--- Records supplied ---

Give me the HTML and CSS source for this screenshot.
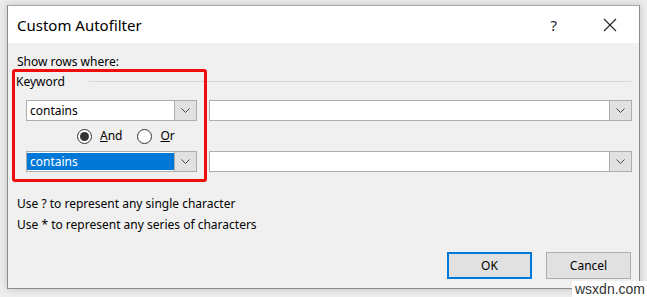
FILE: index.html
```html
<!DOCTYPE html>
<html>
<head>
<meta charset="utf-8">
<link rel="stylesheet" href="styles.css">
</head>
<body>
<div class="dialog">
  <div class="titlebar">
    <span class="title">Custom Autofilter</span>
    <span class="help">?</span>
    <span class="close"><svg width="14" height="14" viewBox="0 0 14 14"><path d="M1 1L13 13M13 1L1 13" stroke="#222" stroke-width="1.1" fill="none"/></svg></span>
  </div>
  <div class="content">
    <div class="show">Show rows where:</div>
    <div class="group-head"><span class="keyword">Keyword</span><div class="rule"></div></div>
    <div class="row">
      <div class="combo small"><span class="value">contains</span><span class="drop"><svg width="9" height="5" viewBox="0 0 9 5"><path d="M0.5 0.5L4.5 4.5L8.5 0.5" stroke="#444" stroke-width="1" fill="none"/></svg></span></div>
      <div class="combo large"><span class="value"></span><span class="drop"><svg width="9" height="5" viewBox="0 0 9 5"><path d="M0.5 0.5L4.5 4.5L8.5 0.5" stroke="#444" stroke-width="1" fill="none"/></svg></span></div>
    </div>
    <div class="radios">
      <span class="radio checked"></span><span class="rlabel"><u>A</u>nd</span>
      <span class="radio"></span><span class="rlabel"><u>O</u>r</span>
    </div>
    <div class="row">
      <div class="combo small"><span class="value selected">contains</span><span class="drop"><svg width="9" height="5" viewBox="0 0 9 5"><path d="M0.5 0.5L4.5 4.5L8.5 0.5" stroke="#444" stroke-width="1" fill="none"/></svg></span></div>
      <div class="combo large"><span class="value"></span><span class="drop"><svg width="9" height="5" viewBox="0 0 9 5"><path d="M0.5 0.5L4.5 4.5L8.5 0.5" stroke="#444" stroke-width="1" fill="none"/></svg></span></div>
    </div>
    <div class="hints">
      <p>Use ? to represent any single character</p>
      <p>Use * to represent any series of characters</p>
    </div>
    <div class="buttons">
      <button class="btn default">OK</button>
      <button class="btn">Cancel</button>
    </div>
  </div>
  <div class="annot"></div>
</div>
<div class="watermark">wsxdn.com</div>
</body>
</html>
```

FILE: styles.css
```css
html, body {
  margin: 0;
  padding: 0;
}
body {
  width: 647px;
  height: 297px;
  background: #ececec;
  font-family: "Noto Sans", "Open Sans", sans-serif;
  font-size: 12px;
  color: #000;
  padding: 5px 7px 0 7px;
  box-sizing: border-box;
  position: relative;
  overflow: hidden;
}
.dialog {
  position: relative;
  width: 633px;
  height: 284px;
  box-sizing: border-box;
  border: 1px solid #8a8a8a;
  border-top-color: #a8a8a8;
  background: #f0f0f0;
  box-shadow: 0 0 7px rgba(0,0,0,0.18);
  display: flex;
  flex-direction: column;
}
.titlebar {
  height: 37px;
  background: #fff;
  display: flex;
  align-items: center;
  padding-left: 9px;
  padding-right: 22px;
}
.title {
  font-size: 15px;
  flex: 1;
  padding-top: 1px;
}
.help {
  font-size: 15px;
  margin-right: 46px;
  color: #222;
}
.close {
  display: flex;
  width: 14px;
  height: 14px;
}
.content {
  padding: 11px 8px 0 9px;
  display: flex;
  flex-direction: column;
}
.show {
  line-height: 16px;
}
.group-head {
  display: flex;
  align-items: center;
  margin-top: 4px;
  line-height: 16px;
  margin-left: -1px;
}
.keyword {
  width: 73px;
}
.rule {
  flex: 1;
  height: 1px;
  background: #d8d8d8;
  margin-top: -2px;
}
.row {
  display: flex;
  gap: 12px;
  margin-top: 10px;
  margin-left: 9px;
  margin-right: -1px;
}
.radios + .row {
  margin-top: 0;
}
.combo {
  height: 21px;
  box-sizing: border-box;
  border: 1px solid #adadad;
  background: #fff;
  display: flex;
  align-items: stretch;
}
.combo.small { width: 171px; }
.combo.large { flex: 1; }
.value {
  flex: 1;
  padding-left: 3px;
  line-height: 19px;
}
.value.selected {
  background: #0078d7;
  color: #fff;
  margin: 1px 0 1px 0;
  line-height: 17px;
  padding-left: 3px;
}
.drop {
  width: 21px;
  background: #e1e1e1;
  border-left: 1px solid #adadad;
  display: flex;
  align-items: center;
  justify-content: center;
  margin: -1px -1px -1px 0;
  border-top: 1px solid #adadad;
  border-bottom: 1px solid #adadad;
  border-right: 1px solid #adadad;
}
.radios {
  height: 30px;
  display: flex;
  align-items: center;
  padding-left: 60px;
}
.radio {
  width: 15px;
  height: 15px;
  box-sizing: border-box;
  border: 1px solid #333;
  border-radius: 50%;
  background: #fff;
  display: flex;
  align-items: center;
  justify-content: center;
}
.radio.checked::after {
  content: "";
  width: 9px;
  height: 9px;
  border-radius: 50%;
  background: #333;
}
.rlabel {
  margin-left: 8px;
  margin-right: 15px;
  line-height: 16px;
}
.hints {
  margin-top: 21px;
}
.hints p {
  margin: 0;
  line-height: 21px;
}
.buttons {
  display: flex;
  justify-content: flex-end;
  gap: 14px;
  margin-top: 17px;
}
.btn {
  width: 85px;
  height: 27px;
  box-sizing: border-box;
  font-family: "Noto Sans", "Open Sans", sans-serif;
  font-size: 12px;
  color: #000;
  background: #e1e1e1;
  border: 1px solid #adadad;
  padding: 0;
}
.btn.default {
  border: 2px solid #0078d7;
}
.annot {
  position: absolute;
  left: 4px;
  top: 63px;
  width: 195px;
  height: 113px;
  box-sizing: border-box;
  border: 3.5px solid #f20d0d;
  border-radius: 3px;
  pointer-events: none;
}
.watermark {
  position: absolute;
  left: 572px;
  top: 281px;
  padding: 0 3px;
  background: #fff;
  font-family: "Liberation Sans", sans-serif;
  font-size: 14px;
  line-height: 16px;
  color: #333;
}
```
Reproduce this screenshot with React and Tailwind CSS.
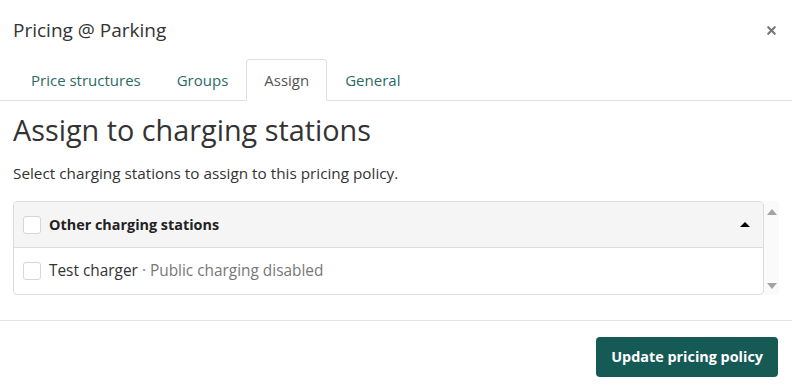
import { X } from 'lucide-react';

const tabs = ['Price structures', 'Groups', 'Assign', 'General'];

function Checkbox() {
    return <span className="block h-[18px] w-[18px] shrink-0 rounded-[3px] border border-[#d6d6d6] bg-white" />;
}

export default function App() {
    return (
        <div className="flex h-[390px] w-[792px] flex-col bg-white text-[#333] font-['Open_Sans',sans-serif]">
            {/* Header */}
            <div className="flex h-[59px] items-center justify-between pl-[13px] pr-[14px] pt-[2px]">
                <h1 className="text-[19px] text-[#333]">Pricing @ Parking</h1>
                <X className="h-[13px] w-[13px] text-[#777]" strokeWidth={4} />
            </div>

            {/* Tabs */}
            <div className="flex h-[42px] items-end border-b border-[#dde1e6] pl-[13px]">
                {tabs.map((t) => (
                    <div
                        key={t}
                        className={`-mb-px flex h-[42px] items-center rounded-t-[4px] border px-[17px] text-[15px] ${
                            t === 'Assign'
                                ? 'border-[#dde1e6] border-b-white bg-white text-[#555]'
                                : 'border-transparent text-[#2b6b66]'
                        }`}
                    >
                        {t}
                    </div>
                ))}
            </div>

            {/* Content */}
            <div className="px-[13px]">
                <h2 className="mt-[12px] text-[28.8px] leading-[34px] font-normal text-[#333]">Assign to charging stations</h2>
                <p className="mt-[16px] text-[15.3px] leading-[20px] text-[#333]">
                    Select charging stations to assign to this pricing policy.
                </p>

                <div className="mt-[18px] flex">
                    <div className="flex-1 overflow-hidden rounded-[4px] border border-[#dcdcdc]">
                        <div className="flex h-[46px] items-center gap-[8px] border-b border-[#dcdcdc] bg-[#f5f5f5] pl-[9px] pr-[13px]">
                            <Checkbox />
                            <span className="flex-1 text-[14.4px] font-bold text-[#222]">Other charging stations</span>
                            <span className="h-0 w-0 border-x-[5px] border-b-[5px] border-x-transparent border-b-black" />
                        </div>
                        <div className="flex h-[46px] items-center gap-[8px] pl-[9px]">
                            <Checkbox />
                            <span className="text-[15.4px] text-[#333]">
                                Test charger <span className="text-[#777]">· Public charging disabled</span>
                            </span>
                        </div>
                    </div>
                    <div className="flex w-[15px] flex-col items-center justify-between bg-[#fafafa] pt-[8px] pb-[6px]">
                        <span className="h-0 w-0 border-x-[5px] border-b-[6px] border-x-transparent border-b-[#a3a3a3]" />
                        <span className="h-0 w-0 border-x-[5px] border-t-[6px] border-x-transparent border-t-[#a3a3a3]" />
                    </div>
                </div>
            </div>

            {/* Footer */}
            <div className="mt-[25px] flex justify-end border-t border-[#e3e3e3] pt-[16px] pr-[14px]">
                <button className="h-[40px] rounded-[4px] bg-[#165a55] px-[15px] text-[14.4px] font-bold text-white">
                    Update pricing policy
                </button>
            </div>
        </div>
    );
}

---

Scan the listing above. Collect all lines with the word "screenshot".

Answer in full ->
Give me the HTML and CSS source for this screenshot.
Reproduce this screenshot with React and Tailwind CSS.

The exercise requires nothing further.